I have found in the past if you explain a rate lock like an insurance policy, people have an easier time understanding it. Everyone has some form of insurance. You always have to pay for it, but you don’t always use it. And just because you don’t use it, doesn’t mean they are going to give you back your money!

You have to be very careful to explain the long term markets and where people are in that history. 30 year fixed rate mortgage loans over the last 45 years have ranged between 17% at the high, and 3.25% at the low. If you take the average over that time, we see the rate at 8.26%. So while rates have moved up, historically we are still much closer to the bottom than the top. You must caution your clients about the potential real costs of waiting. Rates may NEVER go lower than where we are, but they can always refinance down the road if they do!

NEVER OFFER ADVICE!!! You are NOT A BOND TRADER! You don’t know for sure where rates are going or have the ability to see into the future! All you can do is to share information and options about the rates in question, show in detail the costs associated with each option and let the customer choose a path. It’s their money and their set of values. Some people are happy to pay a few dollars more a month than a point or two up-front. Some people have real emotional hurdles at certain rates.

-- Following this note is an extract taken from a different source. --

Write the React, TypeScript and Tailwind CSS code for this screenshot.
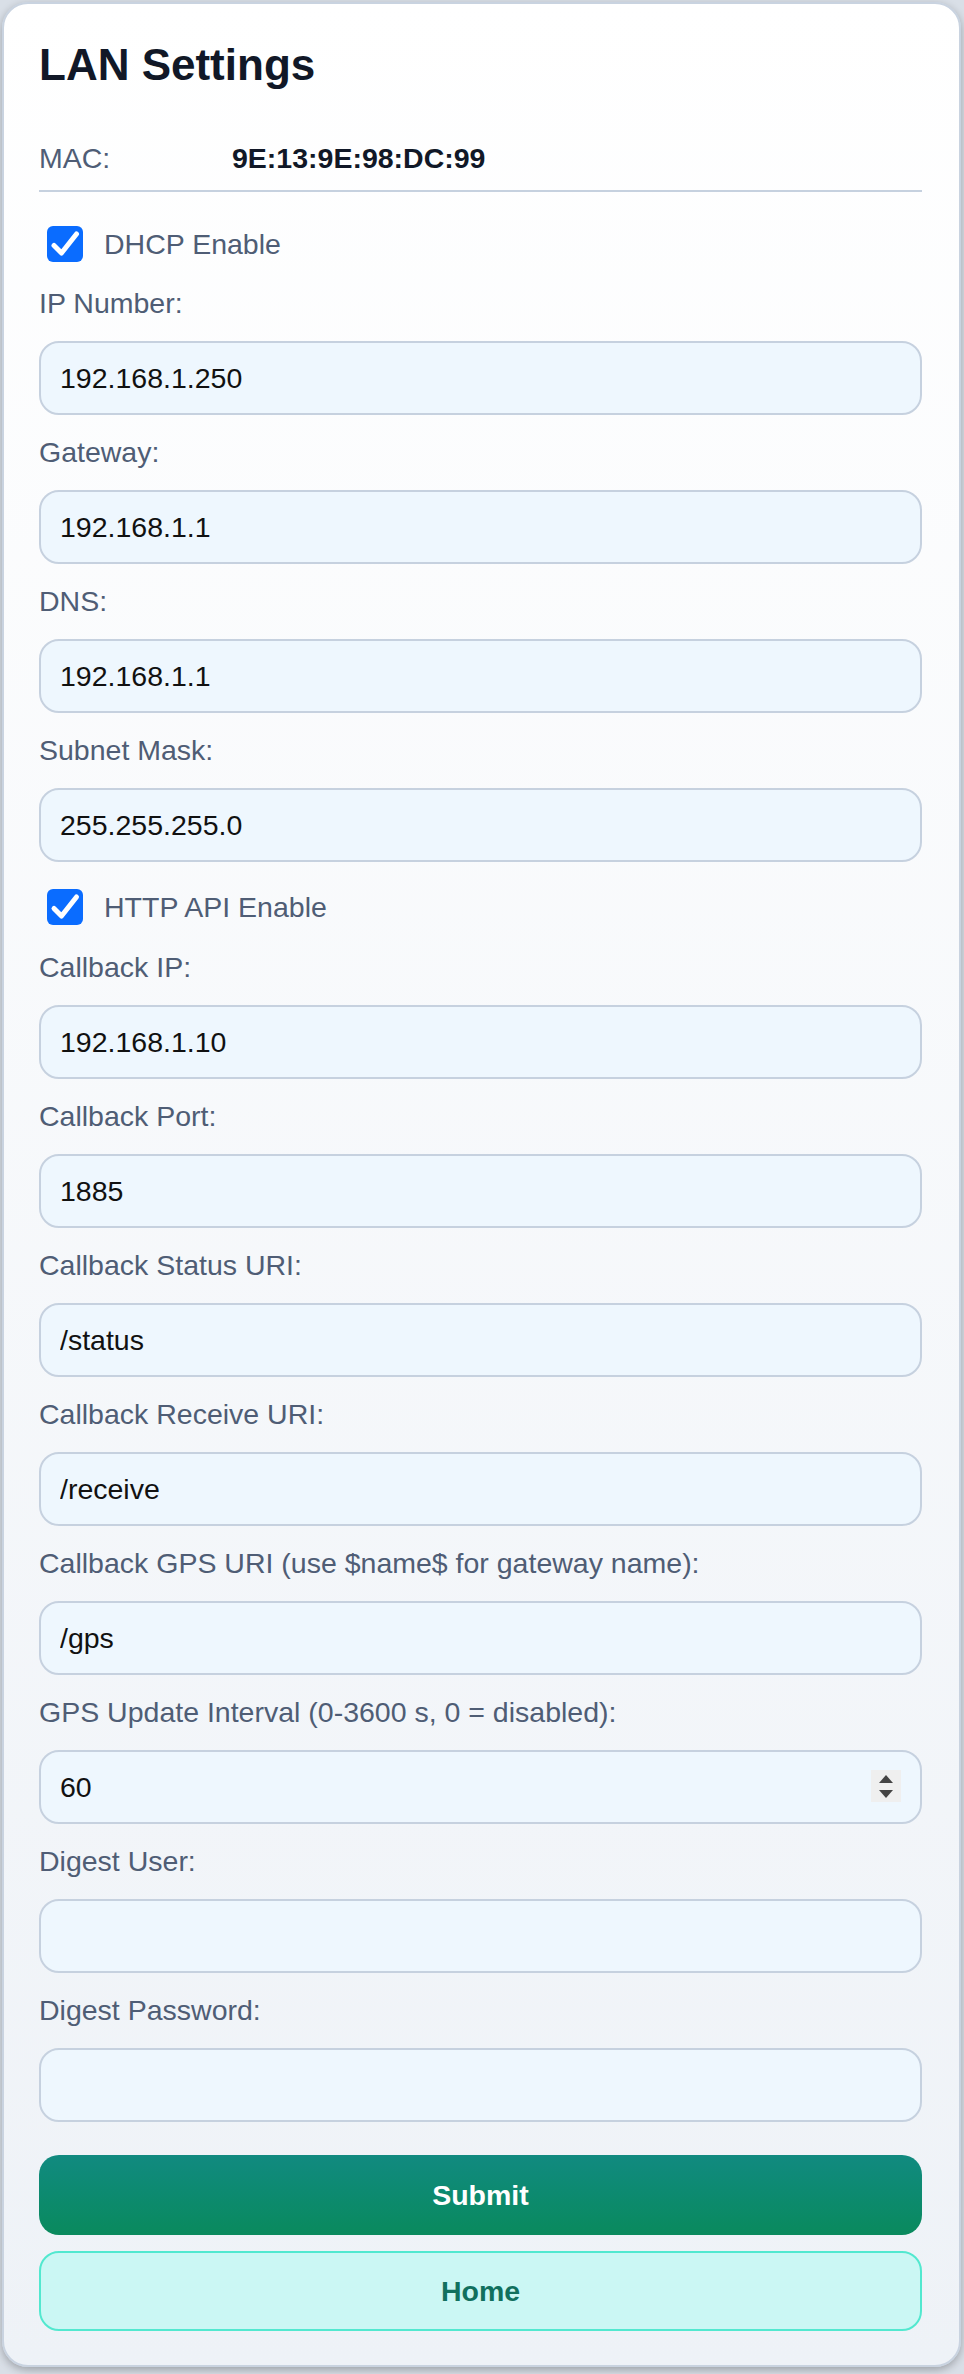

It is important that you share the real numbers and costs about what each option costs, as well as the risks if they do nothing!

Rate locks are not that complicated. It is important that you know your rate sheet and the costs of each program and investor because all are not the same. You also can’t hide from a rising market. Rates go up. The cost of houses goes up. You control neither! Just share the real information. Just as I said last week, rates are going up, home prices are going up, and so is the cost of RENT, but with renting you NEVER have the option of stopping the rise in cost!

Information, education, and options! That is your job; help the customer make an informed choice. More than that and you are playing with fire!